> **Exercise directions**:
Search the listing for the string "styles" and copy every line that contains it.

> **Source records**:
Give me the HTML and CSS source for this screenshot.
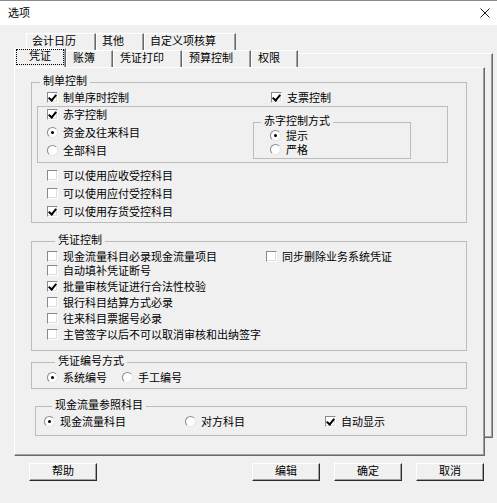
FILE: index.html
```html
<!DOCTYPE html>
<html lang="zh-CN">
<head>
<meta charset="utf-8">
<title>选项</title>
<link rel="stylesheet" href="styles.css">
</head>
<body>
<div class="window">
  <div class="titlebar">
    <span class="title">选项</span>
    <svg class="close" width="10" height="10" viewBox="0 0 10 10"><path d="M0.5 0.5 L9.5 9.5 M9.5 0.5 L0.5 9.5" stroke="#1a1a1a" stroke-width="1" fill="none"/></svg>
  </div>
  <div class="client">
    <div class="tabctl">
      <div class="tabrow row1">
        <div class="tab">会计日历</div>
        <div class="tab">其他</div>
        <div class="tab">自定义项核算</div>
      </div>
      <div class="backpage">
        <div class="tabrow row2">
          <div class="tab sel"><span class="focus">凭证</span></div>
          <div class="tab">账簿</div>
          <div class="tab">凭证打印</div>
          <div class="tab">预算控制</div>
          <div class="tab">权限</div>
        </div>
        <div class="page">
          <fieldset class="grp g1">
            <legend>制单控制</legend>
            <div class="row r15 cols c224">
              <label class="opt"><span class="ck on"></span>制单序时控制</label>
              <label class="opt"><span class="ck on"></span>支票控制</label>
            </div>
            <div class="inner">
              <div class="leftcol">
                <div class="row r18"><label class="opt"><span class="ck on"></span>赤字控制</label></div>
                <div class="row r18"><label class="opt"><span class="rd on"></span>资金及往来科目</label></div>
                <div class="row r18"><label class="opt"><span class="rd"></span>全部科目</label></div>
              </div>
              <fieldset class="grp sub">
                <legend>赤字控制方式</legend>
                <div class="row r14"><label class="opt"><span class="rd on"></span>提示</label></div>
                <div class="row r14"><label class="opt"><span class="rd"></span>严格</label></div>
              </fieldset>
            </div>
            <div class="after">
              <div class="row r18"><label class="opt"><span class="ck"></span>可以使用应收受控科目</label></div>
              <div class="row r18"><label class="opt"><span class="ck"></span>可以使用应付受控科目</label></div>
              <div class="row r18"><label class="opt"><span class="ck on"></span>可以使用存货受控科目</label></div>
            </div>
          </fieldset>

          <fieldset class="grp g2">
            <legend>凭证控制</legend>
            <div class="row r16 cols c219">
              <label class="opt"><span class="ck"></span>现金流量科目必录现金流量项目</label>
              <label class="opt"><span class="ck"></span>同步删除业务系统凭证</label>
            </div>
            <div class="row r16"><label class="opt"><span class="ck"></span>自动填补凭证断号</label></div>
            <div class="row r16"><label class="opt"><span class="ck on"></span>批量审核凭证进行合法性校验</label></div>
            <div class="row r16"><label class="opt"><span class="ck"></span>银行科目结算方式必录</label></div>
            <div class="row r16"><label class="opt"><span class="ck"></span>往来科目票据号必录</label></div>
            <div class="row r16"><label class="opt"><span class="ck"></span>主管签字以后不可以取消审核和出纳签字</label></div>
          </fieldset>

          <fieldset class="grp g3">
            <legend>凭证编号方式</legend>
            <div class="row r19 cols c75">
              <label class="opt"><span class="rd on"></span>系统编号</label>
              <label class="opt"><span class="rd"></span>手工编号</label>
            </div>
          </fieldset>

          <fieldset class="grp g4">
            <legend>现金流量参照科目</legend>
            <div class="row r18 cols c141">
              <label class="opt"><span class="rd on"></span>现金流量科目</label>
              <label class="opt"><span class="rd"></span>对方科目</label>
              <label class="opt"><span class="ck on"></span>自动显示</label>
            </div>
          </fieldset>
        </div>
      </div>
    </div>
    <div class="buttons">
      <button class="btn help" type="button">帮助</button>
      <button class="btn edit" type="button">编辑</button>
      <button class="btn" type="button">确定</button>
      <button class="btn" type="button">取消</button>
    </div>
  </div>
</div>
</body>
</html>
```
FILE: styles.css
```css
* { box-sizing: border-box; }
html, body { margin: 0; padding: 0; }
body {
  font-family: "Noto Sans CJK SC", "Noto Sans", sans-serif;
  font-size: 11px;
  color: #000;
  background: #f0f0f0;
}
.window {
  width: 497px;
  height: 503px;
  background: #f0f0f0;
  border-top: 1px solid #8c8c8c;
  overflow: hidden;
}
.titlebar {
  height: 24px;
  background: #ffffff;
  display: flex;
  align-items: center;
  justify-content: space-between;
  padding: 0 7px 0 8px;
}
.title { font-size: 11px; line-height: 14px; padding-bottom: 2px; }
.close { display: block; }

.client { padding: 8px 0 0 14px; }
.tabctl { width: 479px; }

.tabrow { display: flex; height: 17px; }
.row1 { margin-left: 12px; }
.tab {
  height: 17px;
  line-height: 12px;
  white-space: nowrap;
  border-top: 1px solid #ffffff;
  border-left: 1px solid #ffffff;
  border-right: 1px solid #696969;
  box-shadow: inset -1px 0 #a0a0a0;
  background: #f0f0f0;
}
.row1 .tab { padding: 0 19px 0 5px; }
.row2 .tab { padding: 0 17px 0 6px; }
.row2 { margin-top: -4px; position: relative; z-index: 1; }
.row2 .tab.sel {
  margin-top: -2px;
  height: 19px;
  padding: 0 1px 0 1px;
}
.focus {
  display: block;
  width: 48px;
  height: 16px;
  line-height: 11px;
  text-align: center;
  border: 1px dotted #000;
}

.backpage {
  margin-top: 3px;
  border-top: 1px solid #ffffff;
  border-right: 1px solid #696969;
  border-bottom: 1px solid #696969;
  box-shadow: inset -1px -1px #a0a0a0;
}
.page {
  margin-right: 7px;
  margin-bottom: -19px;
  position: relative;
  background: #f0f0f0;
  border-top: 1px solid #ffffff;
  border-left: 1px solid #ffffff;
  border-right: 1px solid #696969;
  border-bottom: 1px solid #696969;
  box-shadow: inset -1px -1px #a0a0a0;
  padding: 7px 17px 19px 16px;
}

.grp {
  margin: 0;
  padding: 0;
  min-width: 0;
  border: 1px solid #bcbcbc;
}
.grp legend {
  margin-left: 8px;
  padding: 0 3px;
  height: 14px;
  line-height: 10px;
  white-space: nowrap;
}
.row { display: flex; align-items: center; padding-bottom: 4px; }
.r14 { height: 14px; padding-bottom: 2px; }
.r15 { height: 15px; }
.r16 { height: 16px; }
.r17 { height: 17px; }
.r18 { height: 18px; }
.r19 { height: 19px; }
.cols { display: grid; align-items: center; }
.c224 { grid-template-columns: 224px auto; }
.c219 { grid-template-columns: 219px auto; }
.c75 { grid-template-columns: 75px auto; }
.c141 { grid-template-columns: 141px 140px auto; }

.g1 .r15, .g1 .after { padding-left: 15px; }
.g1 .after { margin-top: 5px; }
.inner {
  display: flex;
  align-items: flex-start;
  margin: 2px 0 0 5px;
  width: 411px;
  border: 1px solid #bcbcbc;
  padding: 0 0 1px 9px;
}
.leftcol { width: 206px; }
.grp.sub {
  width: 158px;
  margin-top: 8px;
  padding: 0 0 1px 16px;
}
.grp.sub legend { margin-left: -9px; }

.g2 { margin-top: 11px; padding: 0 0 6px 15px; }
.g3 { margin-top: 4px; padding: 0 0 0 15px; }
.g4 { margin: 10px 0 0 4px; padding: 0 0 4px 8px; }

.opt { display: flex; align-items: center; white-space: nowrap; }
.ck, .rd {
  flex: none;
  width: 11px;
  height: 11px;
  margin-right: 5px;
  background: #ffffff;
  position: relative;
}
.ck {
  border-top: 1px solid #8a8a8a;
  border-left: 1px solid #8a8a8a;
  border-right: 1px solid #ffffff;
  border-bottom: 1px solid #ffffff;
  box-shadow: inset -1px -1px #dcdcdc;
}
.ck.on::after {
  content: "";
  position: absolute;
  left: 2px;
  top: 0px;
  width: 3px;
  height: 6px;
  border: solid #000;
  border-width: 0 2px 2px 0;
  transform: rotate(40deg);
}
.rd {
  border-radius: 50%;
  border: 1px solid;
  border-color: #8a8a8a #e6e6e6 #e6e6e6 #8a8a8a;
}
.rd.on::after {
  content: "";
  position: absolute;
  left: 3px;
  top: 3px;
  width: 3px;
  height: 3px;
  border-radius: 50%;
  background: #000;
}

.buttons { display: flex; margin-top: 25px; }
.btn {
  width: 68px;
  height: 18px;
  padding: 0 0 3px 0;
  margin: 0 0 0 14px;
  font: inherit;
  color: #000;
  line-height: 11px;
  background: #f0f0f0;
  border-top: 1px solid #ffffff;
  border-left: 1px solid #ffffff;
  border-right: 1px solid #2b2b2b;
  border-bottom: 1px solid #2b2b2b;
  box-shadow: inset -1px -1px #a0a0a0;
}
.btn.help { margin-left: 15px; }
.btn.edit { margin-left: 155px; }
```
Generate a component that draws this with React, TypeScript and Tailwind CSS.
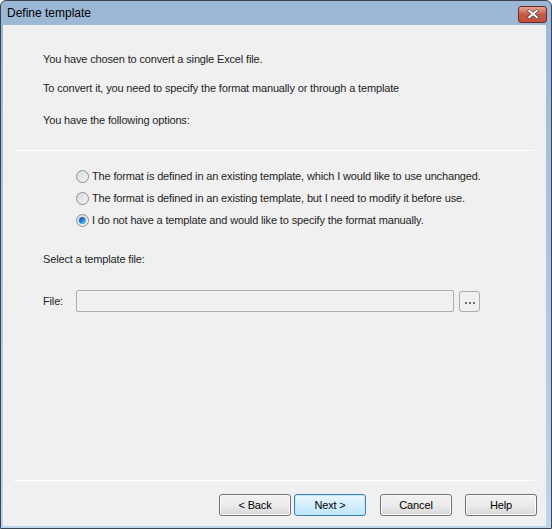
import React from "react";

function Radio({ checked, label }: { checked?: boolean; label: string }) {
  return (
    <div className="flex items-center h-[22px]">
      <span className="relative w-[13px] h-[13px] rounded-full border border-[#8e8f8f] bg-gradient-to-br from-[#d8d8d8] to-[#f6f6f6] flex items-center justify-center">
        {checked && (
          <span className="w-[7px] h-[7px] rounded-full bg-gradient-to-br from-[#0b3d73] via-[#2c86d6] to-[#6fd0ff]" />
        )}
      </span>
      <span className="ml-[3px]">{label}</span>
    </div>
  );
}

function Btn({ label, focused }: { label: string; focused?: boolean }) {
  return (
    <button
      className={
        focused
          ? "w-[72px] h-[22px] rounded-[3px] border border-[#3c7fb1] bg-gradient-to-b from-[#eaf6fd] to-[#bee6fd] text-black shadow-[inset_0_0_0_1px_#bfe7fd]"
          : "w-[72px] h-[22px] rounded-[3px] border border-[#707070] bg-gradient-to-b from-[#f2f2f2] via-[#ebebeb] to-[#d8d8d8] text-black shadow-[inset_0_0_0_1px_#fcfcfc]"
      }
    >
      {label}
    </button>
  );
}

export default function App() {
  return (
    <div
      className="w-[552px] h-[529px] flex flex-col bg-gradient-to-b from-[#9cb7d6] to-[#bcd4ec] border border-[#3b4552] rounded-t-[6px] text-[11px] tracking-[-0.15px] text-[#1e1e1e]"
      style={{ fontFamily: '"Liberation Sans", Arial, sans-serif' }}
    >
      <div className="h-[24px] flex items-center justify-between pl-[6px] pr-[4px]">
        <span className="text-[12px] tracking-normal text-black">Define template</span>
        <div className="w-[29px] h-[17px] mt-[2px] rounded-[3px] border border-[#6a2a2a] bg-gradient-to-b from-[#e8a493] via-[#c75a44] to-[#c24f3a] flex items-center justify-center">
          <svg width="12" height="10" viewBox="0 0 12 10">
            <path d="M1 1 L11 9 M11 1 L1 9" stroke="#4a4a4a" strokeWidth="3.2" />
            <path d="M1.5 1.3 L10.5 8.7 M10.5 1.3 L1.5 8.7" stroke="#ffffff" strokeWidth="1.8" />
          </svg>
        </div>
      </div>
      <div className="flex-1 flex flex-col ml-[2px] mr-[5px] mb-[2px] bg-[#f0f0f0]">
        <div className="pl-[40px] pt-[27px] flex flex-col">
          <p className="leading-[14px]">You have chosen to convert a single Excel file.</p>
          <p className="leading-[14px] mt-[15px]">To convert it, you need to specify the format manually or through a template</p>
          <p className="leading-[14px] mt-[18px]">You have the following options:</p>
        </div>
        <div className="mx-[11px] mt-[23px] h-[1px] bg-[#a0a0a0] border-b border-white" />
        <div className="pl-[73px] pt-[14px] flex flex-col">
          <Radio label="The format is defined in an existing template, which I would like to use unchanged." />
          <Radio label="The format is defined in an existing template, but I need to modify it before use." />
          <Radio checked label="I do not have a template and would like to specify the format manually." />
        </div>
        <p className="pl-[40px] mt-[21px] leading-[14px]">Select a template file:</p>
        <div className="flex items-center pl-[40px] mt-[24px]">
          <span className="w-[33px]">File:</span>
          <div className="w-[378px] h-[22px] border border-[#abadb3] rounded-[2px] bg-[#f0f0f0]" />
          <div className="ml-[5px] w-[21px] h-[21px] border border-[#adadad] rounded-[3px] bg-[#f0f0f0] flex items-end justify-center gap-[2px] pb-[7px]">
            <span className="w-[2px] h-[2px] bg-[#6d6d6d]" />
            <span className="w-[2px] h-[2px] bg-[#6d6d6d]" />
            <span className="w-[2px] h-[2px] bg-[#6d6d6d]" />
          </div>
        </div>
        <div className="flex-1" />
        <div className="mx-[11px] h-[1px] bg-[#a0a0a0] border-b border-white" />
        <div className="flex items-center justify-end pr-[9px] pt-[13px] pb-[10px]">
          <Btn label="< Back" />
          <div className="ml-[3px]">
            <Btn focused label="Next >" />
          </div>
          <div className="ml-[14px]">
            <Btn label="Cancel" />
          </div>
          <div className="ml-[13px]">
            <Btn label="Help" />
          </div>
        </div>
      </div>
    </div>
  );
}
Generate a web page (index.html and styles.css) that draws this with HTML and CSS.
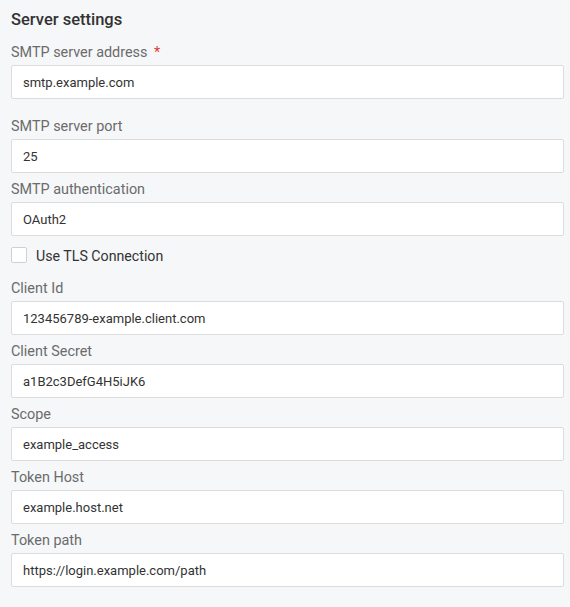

> **The completed task**:
<link rel="stylesheet" href="styles.css">
FILE: styles.css
Generate a web page (index.html and styles.css) that draws this with HTML and CSS.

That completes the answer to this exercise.